Why does Spivak say "$dx$ (in $\int f(x) dx$) has no meaning in isolation" in his Calculus textbook? I was under the impression that the $dx$ in $\int f(x) dx$ is called the differential and represents an infinitesimal change in $x$. However, at the bottom of p. 264 in Spivak's Calculus (4th ed.), the author writes

"The symbol $dx$ has no meaning in isolation, any more than the symbol
$x \rightarrow$ has any meaning; except in the context $\lim\limits_{x
\rightarrow a} f(x)$."

He also states on the next page that for $\int x^2 dx$,

"The entire symbol $x^2 dx$ may be regarded as an abbreviation for:
the function $f$ such that $f(x) = x^2$ for all $x$."

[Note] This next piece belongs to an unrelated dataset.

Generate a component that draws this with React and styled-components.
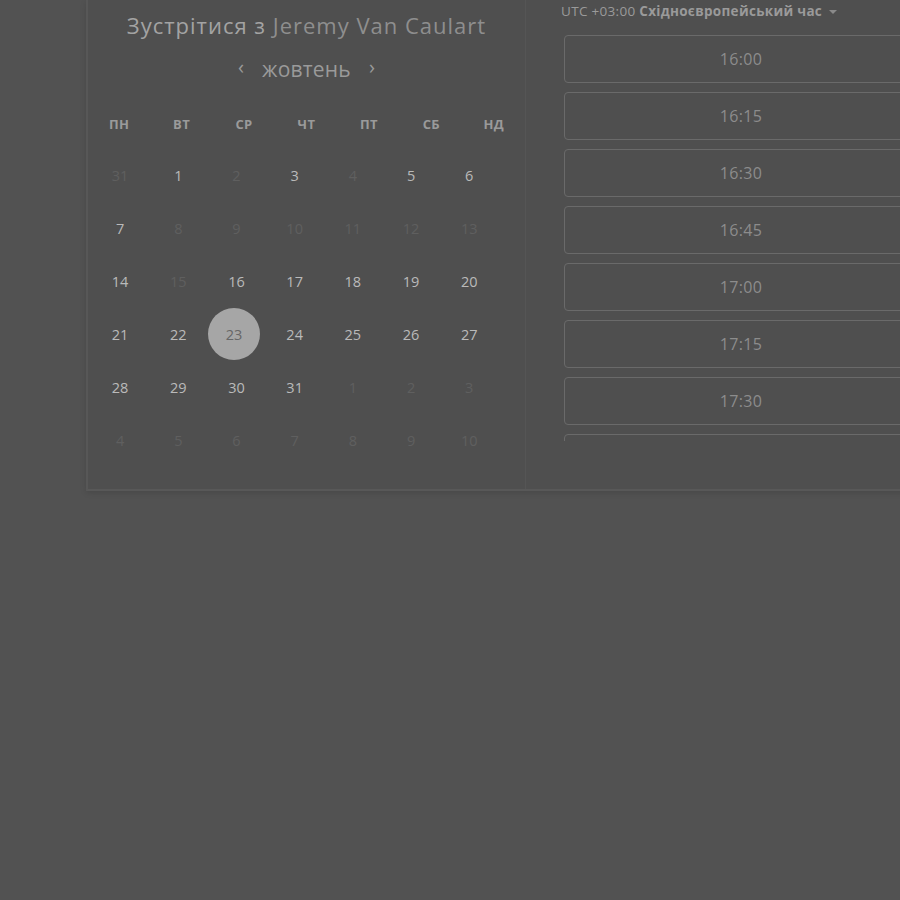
import React from "react";
import styled, { createGlobalStyle } from "styled-components";

const GlobalStyle = createGlobalStyle`
  html, body {
    margin: 0;
    padding: 0;
    background: #525252;
    overflow: hidden;
    font-family: "Open Sans", "Noto Sans", sans-serif;
  }
`;

const weekdays = ["пн", "вт", "ср", "чт", "пт", "сб", "нд"];

// [число, доступний, стан]
const weeks = [
  [[31, false], [1, true], [2, false], [3, true], [4, false], [5, true], [6, true]],
  [[7, true], [8, false], [9, false], [10, false], [11, false], [12, false], [13, false]],
  [[14, true], [15, false], [16, true], [17, true], [18, true], [19, true], [20, true]],
  [[21, true], [22, true], [23, true, "selected"], [24, true], [25, true], [26, true], [27, true]],
  [[28, true], [29, true], [30, true], [31, true], [1, false], [2, false], [3, false]],
  [[4, false], [5, false], [6, false], [7, false], [8, false], [9, false], [10, false]],
];

const slots = ["16:00", "16:15", "16:30", "16:45", "17:00", "17:15", "17:30"];

const Page = styled.div`
  width: 900px;
  height: 900px;
  overflow: hidden;
`;

const Card = styled.div`
  margin-left: 86px;
  width: 880px;
  height: 491px;
  display: flex;
  background: #4f4f4f;
  border-left: 2px solid #575757;
  border-bottom: 2px solid #585858;
  box-shadow: 0 2px 6px rgba(0, 0, 0, 0.12);
  box-sizing: border-box;
`;

const CalendarPanel = styled.div`
  width: 438px;
  flex-shrink: 0;
  border-right: 1px solid #555;
  padding-top: 10px;
  box-sizing: border-box;
`;

const Title = styled.h1`
  margin: 0;
  text-align: center;
  font-size: 22px;
  line-height: 30px;
  font-weight: 500;
  color: #a3a3a3;
  letter-spacing: 1px;
  white-space: nowrap;
`;

const Host = styled.span`
  font-weight: 400;
  color: #8e8e8e;
`;

const MonthNav = styled.div`
  display: flex;
  justify-content: center;
  align-items: center;
  gap: 14px;
  margin-top: 14px;
  height: 30px;
`;

const Chevron = styled.span`
  font-size: 20px;
  color: #9a9a9a;
  line-height: 1;
  padding: 0 4px;
  margin-top: -4px;
`;

const Month = styled.span`
  font-size: 21px;
  color: #9a9a9a;
  letter-spacing: 0.2px;
`;

const WeekHeader = styled.div`
  display: grid;
  grid-template-columns: repeat(7, 1fr);
  margin-top: 25px;
  height: 30px;
  align-items: center;
`;

const WeekdayLabel = styled.span`
  text-align: center;
  text-transform: uppercase;
  font-size: 13px;
  font-weight: 700;
  color: #9a9a9a;
  letter-spacing: 0.4px;
`;

const DaysGrid = styled.div`
  display: grid;
  grid-template-columns: repeat(7, 58.2px);
  grid-auto-rows: 53px;
  margin: 10px 0 0 3px;
`;

const DayCell = styled.div`
  display: flex;
  justify-content: center;
  align-items: center;
`;

const Day = styled.span`
  width: 52px;
  height: 52px;
  border-radius: 50%;
  display: flex;
  justify-content: center;
  align-items: center;
  font-size: 14.5px;
  color: ${({ $available }) => ($available ? "#bababa" : "#5f5f5f")};
  background: ${({ $selected }) => ($selected ? "#a6a6a6" : "transparent")};
  ${({ $selected }) => $selected && "color: #676767; margin-left: -5px; margin-top: -1px;"}
`;

const SlotsPanel = styled.div`
  flex: 1;
  padding: 0 0 0 38px;
  box-sizing: border-box;
`;

const TimeZone = styled.div`
  height: 22px;
  line-height: 22px;
  font-size: 13.5px;
  color: #9a9a9a;
  letter-spacing: 0.3px;
  margin-left: -3px;
  white-space: nowrap;
`;

const ZoneName = styled.strong`
  font-weight: 700;
`;

const Caret = styled.span`
  display: inline-block;
  margin-left: 7px;
  width: 0;
  height: 0;
  border-left: 4px solid transparent;
  border-right: 4px solid transparent;
  border-top: 4px solid #8a8a8a;
  vertical-align: middle;
`;

const SlotList = styled.div`
  margin-top: 13px;
  height: 406px;
  overflow: hidden;
  display: flex;
  flex-direction: column;
  gap: 9px;
`;

const Slot = styled.div`
  width: 354px;
  height: 48px;
  flex-shrink: 0;
  box-sizing: border-box;
  border: 1px solid #6a6a6a;
  border-radius: 4px;
  display: flex;
  justify-content: center;
  align-items: center;
  font-size: 16px;
  color: #8c8c8c;
  letter-spacing: 0.3px;
`;

export default function App() {
  return (
    <Page>
      <GlobalStyle />
      <Card>
        <CalendarPanel>
          <Title>
            Зустрітися з <Host>Jeremy Van Caulart</Host>
          </Title>
          <MonthNav>
            <Chevron>‹</Chevron>
            <Month>жовтень</Month>
            <Chevron>›</Chevron>
          </MonthNav>
          <WeekHeader>
            {weekdays.map((d) => (
              <WeekdayLabel key={d}>{d}</WeekdayLabel>
            ))}
          </WeekHeader>
          <DaysGrid>
            {weeks.flat().map(([n, available, state], i) => (
              <DayCell key={i}>
                <Day $available={available} $selected={state === "selected"}>
                  {n}
                </Day>
              </DayCell>
            ))}
          </DaysGrid>
        </CalendarPanel>
        <SlotsPanel>
          <TimeZone>
            UTC +03:00 <ZoneName>Східноєвропейський час</ZoneName>
            <Caret />
          </TimeZone>
          <SlotList>
            {slots.map((t) => (
              <Slot key={t}>{t}</Slot>
            ))}
            {/* наступний слот, що виглядає з-під краю списку */}
            <Slot />
          </SlotList>
        </SlotsPanel>
      </Card>
    </Page>
  );
}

Upon looking at the appendix, there are no mentions of the word "differential" in the book. However, he makes use of them later in the book while describing the integral substitution formula using the equations
\begin{equation}
\begin{split}
u &= g(x),\\
du &= g'(x)dx
\end{split}
\end{equation}
and
\begin{equation}
\begin{split}
x &= g^{-1}(u)\\
dx &= (g^{-1})'(u)du.
\end{split}
\end{equation}
Is anyone familiar with the reasoning behind this seemingly deliberate omission?
 A: IIRC, if you investigate the book thoroughly, you'll notice he has only ever defined the integral for (suitable) transformations $f : \mathbb{R} \to \mathbb{R}$. Thus, if there was a function such as $g(x, y)$, it would be typed as: $g : \mathbb{R} \to \mathbb{R} \to \mathbb{R}$ and the current definition he supplies does not make any sense for. Hence, you could not simply write $\int g$. 
Furthermore, as he mentions in the book, $\int$ is a transformation that with the following type signature:
$$\int : \mathbb{R} \to \mathbb{R} \to \mathbb{F} \to \mathbb{R}$$
where the first two $\mathbb{R}$ are the limits of integration, and the $\mathbb{F}$ is the integrable transformation. Finally, $\mathbb{R}$ is the value. Hence, if you eliminate a lot of the sugaring introduced, what we normally write as:
$$\int_a^b f(x) dx$$
Really becomes:
$$\int(a)(b)(f)$$
As, in the case of Spivak, $f : \mathbb{R} \to \mathbb{R}$, it is (surprisingly!) superfluous to even mention the variable of integration since it is required that there is always precisely one variable of integration1. Furthermore, there is no mention of $dx$. Thus, if you are trying to convince your computer of a theorem and use $dx = blah$ arguments, the computer will throw an error at you saying that $dx$ is not defined.
In fact, $\int_a^b$ is sugar for $\int(a)(b)$, however, I can't think of a case you could abuse this notation.
1 Even a constant function such as $f(x) = c$ still has the signature $f : \mathbb{R} \to \mathbb{R}$ 
A: So, formally you can't really speak of "infinitely small" quantities (unless you're gonna talk about the hyperreal numbers, but that's a whole different story). This idea does carry the intuition, and before calculus was set on firm footing this was how people thought about it. 
When Spivak talks about integration by substitution, the steps you mention serve merely as notational shorthand, and as everything is being done formally, there is no reference made to infinitesimal changes in quantity. It's fine right now to just write $\int_a^b f$, though it is convenient and later on it will actually become important (specifying which variable/measure you integrate against, and later differential forms will give actual meaning to the $dx$ business).
A: Spivak‘s claim is probably related to the particular use of a differential like $dx$ as part of the composite that is an integral, the other parts being the integral $\int$, integrand expression and, optional, the specification of the domain of integration.
The practical Leibniz Kalkül, which is also used in the context of integration, you cite it towards the end, will involve more than one differential. E.g.
$d(fg)=(df)g+f(dg)$.
But in other context that claim seems not valid to me. E.g. for an isoline of a multi variable function $F$ it is custom to characterize it having $dF=0$ along it.